**MATERIAL**
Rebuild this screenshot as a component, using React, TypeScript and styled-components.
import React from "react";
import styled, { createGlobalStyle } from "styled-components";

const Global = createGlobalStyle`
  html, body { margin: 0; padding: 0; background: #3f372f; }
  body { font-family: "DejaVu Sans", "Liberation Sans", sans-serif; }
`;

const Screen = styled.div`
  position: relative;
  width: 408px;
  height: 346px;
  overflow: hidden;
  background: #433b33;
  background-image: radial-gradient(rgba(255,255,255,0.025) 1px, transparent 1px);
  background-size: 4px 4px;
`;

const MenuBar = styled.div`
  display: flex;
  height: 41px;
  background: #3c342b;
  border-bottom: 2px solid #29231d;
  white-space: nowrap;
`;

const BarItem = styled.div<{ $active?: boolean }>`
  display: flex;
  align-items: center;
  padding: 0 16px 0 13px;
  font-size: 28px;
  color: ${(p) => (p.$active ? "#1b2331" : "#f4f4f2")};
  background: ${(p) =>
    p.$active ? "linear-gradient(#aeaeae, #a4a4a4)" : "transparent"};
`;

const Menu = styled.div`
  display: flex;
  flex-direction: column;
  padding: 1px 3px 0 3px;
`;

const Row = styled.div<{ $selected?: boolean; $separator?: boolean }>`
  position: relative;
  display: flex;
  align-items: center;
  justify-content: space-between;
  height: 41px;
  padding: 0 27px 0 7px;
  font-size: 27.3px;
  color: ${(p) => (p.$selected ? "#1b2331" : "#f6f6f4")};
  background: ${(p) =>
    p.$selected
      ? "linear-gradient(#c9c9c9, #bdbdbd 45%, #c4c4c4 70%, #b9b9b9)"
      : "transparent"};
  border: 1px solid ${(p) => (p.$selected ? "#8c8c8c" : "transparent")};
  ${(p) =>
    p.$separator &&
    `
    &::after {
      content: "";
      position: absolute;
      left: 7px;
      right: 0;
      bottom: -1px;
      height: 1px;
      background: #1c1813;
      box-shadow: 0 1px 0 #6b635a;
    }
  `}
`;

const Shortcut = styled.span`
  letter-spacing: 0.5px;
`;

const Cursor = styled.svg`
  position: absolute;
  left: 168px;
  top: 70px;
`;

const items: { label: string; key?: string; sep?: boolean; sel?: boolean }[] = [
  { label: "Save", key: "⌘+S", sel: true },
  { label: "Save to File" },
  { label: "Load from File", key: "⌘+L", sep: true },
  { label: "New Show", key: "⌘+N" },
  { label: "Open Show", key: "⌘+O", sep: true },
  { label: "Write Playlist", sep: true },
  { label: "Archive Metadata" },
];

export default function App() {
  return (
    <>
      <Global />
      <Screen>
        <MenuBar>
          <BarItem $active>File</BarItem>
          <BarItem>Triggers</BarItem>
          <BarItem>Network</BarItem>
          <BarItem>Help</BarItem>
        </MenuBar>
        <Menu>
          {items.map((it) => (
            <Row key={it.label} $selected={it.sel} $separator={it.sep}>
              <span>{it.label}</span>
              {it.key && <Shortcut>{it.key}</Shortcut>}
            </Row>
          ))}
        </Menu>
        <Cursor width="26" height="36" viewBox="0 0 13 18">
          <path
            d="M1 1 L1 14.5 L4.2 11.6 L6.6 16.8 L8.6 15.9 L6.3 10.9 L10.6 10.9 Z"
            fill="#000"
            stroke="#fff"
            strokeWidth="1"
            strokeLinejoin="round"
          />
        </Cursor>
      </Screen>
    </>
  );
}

**REQUIREMENTS**
Take every line above carrying "React" and return it.

**SOLVED EXERCISE**
Rebuild this screenshot as a component, using React, TypeScript and styled-components.
import React from "react";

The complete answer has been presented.